Ahoy planeswalkers! Before I dive into my article this week, I need to give a little background on myself. For the last five years, I have been working on a Ph.D. in theater history. One of my chief scholarly interests is the theater of Spain’s Siglo de Oro—the Golden Age (literally the Century of Gold), spanning roughly the early 1500s to the late 1600s, when the Spanish Empire was at its peak. My interest in this period as a scholar has given me a little more knowledge of the era’s history and culture than the average Magic player, and the ways in which the history has been translated into Ixalan fascinates me. I’d like to write a little bit today about a couple of specific subtopics that may have influenced the creation of the world of Ixalan and at least one of its major characters: the Reconquista, Limpieza de Sangre, and Sor Juana Ines de la Cruz.

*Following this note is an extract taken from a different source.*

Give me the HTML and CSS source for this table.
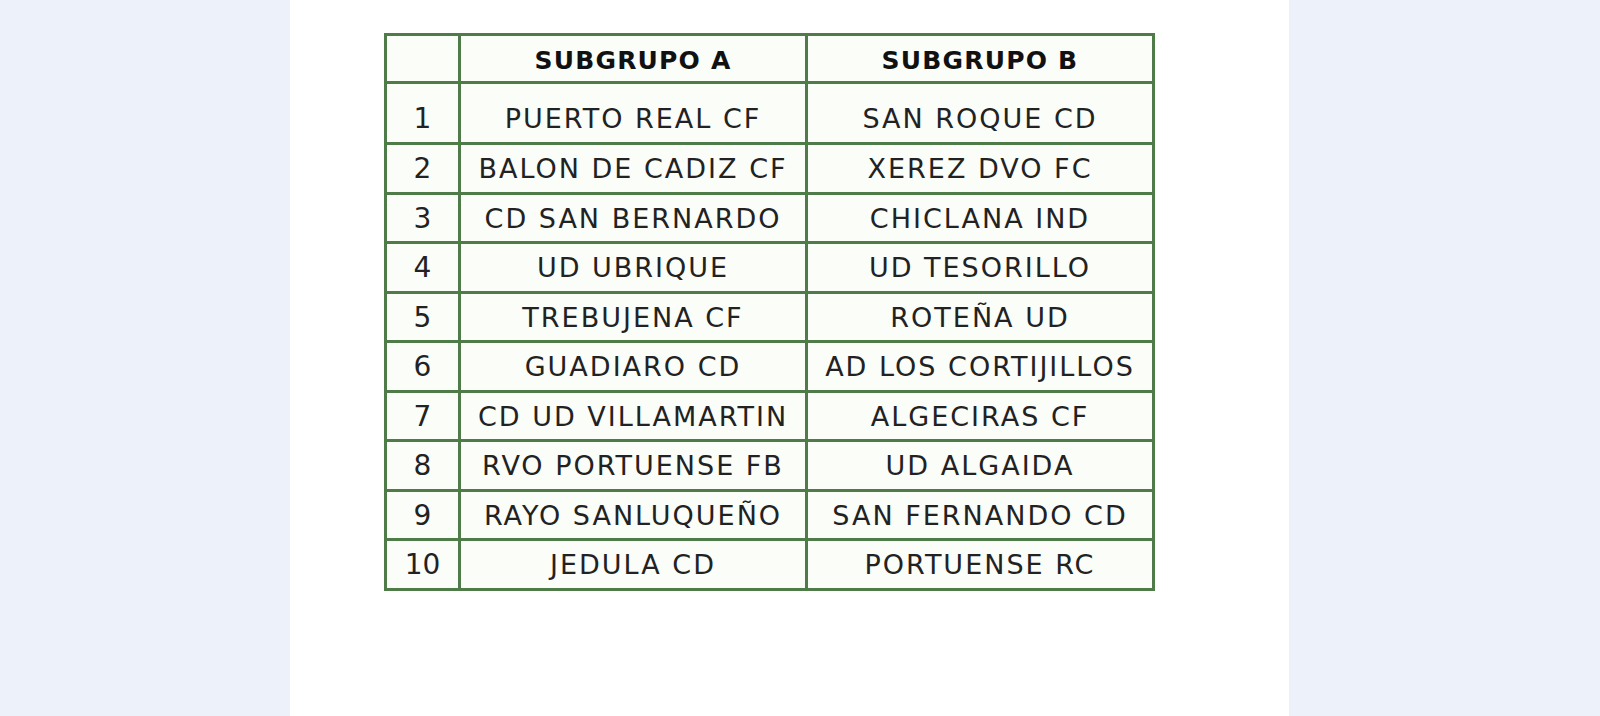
FILE: index.html
```html
<!DOCTYPE html>
<html lang="es">
<head>
<meta charset="utf-8">
<title>Subgrupos</title>
<link rel="stylesheet" href="styles.css">
</head>
<body>
<div class="page">
  <div class="panel">
    <table class="groups">
      <colgroup>
        <col class="c-num">
        <col class="c-team">
        <col class="c-team">
      </colgroup>
      <thead>
        <tr>
          <th></th>
          <th>SUBGRUPO A</th>
          <th>SUBGRUPO B</th>
        </tr>
      </thead>
      <tbody>
        <tr class="first"><td>1</td><td>PUERTO REAL CF</td><td>SAN ROQUE CD</td></tr>
        <tr><td>2</td><td>BALON DE CADIZ CF</td><td>XEREZ DVO FC</td></tr>
        <tr><td>3</td><td>CD SAN BERNARDO</td><td>CHICLANA IND</td></tr>
        <tr><td>4</td><td>UD UBRIQUE</td><td>UD TESORILLO</td></tr>
        <tr><td>5</td><td>TREBUJENA CF</td><td>ROTEÑA UD</td></tr>
        <tr><td>6</td><td>GUADIARO CD</td><td>AD LOS CORTIJILLOS</td></tr>
        <tr><td>7</td><td>CD UD VILLAMARTIN</td><td>ALGECIRAS CF</td></tr>
        <tr><td>8</td><td>RVO PORTUENSE FB</td><td>UD ALGAIDA</td></tr>
        <tr><td>9</td><td>RAYO SANLUQUEÑO</td><td>SAN FERNANDO CD</td></tr>
        <tr><td>10</td><td>JEDULA CD</td><td>PORTUENSE RC</td></tr>
      </tbody>
    </table>
  </div>
</div>
</body>
</html>
```
FILE: styles.css
```css
html, body {
  margin: 0;
  padding: 0;
  background: #edf1f9;
}
.page {
  display: flex;
  height: 716px;
  overflow: hidden;
}
.panel {
  margin-left: 290px;
  width: 999px;
  height: 716px;
  background: #ffffff;
  padding: 33px 0 0 94px;
  box-sizing: border-box;
}
.groups {
  border-collapse: collapse;
  table-layout: fixed;
  width: 769px;
  background: #fbfdf9;
  font-family: "DejaVu Sans", "Liberation Sans", sans-serif;
  color: #222222;
}
.c-num { width: 74px; }
.c-team { width: 347px; }
.groups th,
.groups td {
  border: 3px solid #4e7b47;
  text-align: center;
  vertical-align: middle;
  padding: 0;
  white-space: nowrap;
  overflow: hidden;
}
.groups th {
  height: 41px;
  font-size: 25px;
  font-weight: bold;
  color: #111111;
  padding-top: 4px;
  letter-spacing: 1.2px;
}
.groups td {
  height: 44.5px;
  padding-top: 2px;
  font-size: 27px;
  font-weight: normal;
  letter-spacing: 2px;
  line-height: 30px;
}
.groups tr.first td {
  height: 46px;
  padding-top: 12px;
}
.groups td:first-child {
  letter-spacing: 0;
  font-size: 28px;
}
```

The Dusk Legion, The Reconquista, and Spanish Golden Age Society

The way the Dusk Legion’s invasion of Ixalan mimics Spanish colonialism in the Americas has gotten a lot of attention, but I’m really enjoying tracing how the Dusk Legion’s conquest of Torrezon echoes the real-life ascension of Spain’s Christian kingdoms. So, here’s what we know about the Dusk Legion’s home continent. They began their efforts to conquer Torrezon about 700-800 years ago, and completed their conquest a little over 50 years ago, per this week’s story. The pirates’ ancestors fled around that same time, some non-vampire residents remain, and they seem to have a strongly hierarchical society ruled by a queen.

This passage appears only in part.